Contributed by Terry Gill
As a kid, I was fascinated with cars. I can remember sitting in the back seat of my fathers Chevy studying each passing car, memorizing its name, shape and sound. I’d then test myself on long rides to guess the make and model of on-coming traffic.
Like most boys, I was interested in how fast each car could go and looked to the speedometer as an indicator for performance. It was years before my Dad explained that top speed was just one aspect of a cars total performance. Going fast in a straight line is great as long as you never encountered a curve.
This is a great metaphor for how we consider the speed to market advantages digital print advertises. It’s not a straight line – curves are inevitable.
A critical part of the overall speed equation is the output device or print engine, but it’s not the only thing to consider. The content management framework is ultimately the best indicator of overall speed.
If you can’t effectively manage the creation, editing and archiving of your marketing assets, how fast it gets printed is the least of your concerns. There is little doubt that the sheer complexity of this part of the solution is tougher to solve for than a fast print engine.

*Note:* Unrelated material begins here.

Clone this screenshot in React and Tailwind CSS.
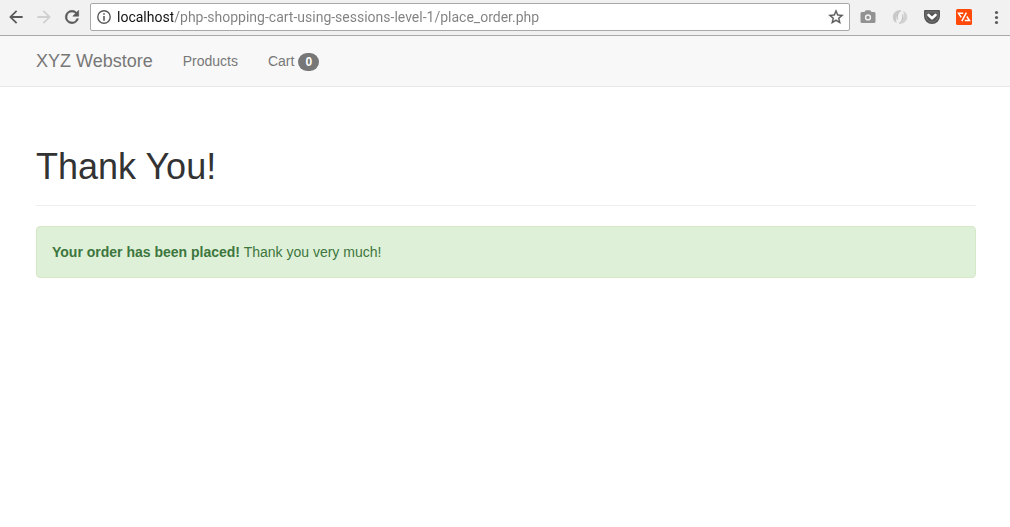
import React from "react";

const iconButton = "flex h-7 w-8 shrink-0 items-center justify-center";

function BrowserBar() {
  return (
    <header className="flex h-9 items-center border-b border-[#a9a9a9] bg-[#f1f1f1] pb-px text-[#5a5a5a]">
      <div className="flex w-[90px] shrink-0 items-center pl-0.5">
        <button type="button" aria-label="Back" className="flex h-7 w-7 items-center justify-center">
          <svg viewBox="0 0 24 24" className="size-5" fill="currentColor">
            <path d="M20 10.8H8l5.5-5.5L12 3.8 3.8 12l8.2 8.2 1.5-1.5L8 13.2h12z" />
          </svg>
        </button>
        <button type="button" aria-label="Forward" className="flex h-7 w-7 items-center justify-center text-[#d0d0d0]">
          <svg viewBox="0 0 24 24" className="size-5" fill="currentColor">
            <path d="M4 10.8h12l-5.5-5.5L12 3.8l8.2 8.2-8.2 8.2-1.5-1.5 5.5-5.5H4z" />
          </svg>
        </button>
        <button type="button" aria-label="Reload" className="flex h-7 w-7 items-center justify-center">
          <svg viewBox="0 0 24 24" className="size-5" fill="currentColor" stroke="currentColor" strokeWidth="0.7">
            <path d="M17.65 6.35A7.96 7.96 0 0 0 12 4a8 8 0 1 0 7.73 10h-2.08A6 6 0 1 1 12 6c1.66 0 3.14.69 4.22 1.78L13 11h7V4z" />
          </svg>
        </button>
      </div>
      <div className="flex h-7 min-w-0 flex-1 items-center rounded-xs border border-[#a9a9a9] bg-white">
        <button type="button" aria-label="Site information" className="flex w-[26px] shrink-0 items-center justify-center">
          <svg viewBox="0 0 14 14" className="size-3.5">
            <circle cx="7" cy="7" r="6.2" fill="none" stroke="currentColor" strokeWidth="1.4" />
            <path d="M6.2 3.3h1.6v1.5H6.2zM6.2 6h1.6v4.8H6.2z" fill="currentColor" />
          </svg>
        </button>
        <input
          type="text"
          aria-label="Address"
          defaultValue="localhost/php-shopping-cart-using-sessions-level-1/place_order.php"
          className="h-6 min-w-0 flex-1 bg-[linear-gradient(to_right,#111_56px,#808080_56px)] bg-clip-text font-[Roboto,'Noto_Sans',sans-serif] text-sm text-transparent caret-black outline-none"
        />
        <button type="button" aria-label="Bookmark this page" className="flex w-[26px] shrink-0 items-center justify-center">
          <svg viewBox="0 0 24 24" className="size-[18px]" fill="currentColor" stroke="currentColor" strokeWidth="0.4">
            <path d="m22 9.24-7.19-.62L12 2 9.19 8.63 2 9.24l5.46 4.73L5.82 21 12 17.27 18.18 21l-1.63-7.03zM12 15.4l-3.76 2.27 1-4.28-3.32-2.88 4.38-.38L12 6.1l1.71 4.04 4.38.38-3.32 2.88 1 4.28z" />
          </svg>
        </button>
      </div>
      <div className="flex shrink-0 items-center pl-0.5 -mr-0.5">
        <button type="button" aria-label="Screenshot" className={iconButton}>
          <svg viewBox="0 0 24 24" className="size-[18px]" fill="#929292">
            <path fillRule="evenodd" d="M9 3 7.2 5.2H4c-1.1 0-2 .9-2 2V18c0 1.1.9 2 2 2h16c1.1 0 2-.9 2-2V7.2c0-1.1-.9-2-2-2h-3.2L15 3zm3 13.7a4.2 4.2 0 1 1 0-8.4 4.2 4.2 0 0 1 0 8.4z" />
            <circle cx="12" cy="12.5" r="2.2" />
          </svg>
        </button>
        <button type="button" aria-label="Sync extension" className={iconButton}>
          <svg viewBox="0 0 16 16" className="size-4">
            <path d="M9 1C4.500 1 .8 3.800.8 8c0 2.800 1.500 4.900 3.900 6C3.500 9.500 4.800 4.500 9 1z" fill="#c9c9c9" />
            <path d="M7 15c4.500 0 8.200-2.800 8.200-7 0-2.800-1.500-4.900-3.900-6C12.500 6.500 11.200 11.500 7 15z" fill="#d2d2d2" />
            <path d="M9 1.300C5.600 4.300 4.700 7.300 5.600 10.600M7 14.700c3.400-3 4.300-6 3.400-9.300" fill="none" stroke="#bdbdbd" strokeWidth="1" />
          </svg>
        </button>
        <button type="button" aria-label="Save to Pocket" className={iconButton}>
          <svg viewBox="0 0 16 14" className="h-3.5 w-4">
            <path d="M1.2 0h13.6C15.600 0 16 .4 16 1.200V6a8 8 0 0 1-16 0V1.200C0 .4.400 0 1.200 0z" fill="#555" />
            <path d="M2 2h12v4a6 6 0 0 1-12 0z" fill="none" stroke="#858585" strokeWidth="0.7" />
            <path d="m4.500 5 3.500 3.300L11.500 5" fill="none" stroke="#fff" strokeWidth="2.6" strokeLinecap="round" strokeLinejoin="round" />
          </svg>
        </button>
        <button type="button" aria-label="Code extension" className={iconButton}>
          <svg viewBox="0 0 16 16" className="size-4">
            <rect width="16" height="16" rx="1.5" fill="#ff4a0a" />
            <path d="M7.2 4.200H2.500L5.200 8.300M10.400 3.600 5.800 12.200M8.800 11.600h4.700L10.800 7.500" fill="none" stroke="#fff" strokeWidth="1.5" />
          </svg>
        </button>
        <button type="button" aria-label="Browser menu" className={iconButton}>
          <svg viewBox="0 0 16 16" className="size-4" fill="currentColor">
            <circle cx="8.5" cy="3.5" r="1.6" />
            <circle cx="8.5" cy="8.5" r="1.6" />
            <circle cx="8.5" cy="13.5" r="1.6" />
          </svg>
        </button>
      </div>
    </header>
  );
}

function Navbar() {
  return (
    <nav className="border-b border-[#e7e7e7] bg-[#f8f8f8] pl-9 pr-[34px] text-[#777]">
      <div className="flex h-[50px] items-center">
        <a href="#home" className="pr-[15px] text-lg leading-5">XYZ Webstore</a>
        <a href="#products" className="px-[15px]">Products</a>
        <a href="#cart" className="flex items-center gap-1 px-[15px]">
          Cart
          <span className="mt-0.5 rounded-full bg-[#777] px-[7px] py-[3px] text-xs leading-3 font-bold text-white">0</span>
        </a>
      </div>
    </nav>
  );
}

export default function App() {
  return (
    <div className="min-h-screen bg-white font-['Liberation_Sans',Arial,sans-serif] text-sm leading-5 text-[#333]">
      <BrowserBar />
      <Navbar />
      <main className="pt-[60px] pr-[34px] pb-5 pl-9">
        <h1 className="mb-5 border-b border-[#eee] pb-[18px] text-4xl leading-10 font-normal">Thank You!</h1>
        <div role="status" className="rounded-sm border border-[#d6e9c6] bg-[#dff0d8] p-[15px] text-[#3c763d]">
          <strong className="font-bold">Your order has been placed!</strong> Thank you very much!
        </div>
      </main>
    </div>
  );
}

Of the several pre-packaged content management solutions on the market, many of them feature robust digital asset management features and some provide trafficking and proofing options. Unfortunately, few contemplate the need to tie all of these functions together. Like curves in the road, changes inevitably affect the path of any document. The real power lies of any content management system lies in providing the user the ability to customize the workflow for their business needs. This kind of flexibility allows companies to remain competitive and adaptive.
In SKU or document intensive marketing environments, advanced search and editing is the most critical feature set to consider. After all, I can’t print it until I can find and update every version that contains a particular word phrase or graphic.
If you’re seriously considering a digital workflow for its potential speed to market advantages, be sure to think through the entire solution, curves and all. Let’s face it – if the markets that are most ideally suited to leverage the advantages of digital print were all straight lines things would be much simpler, and ultimately, less profitable.
How have you prepared for the curves ahead?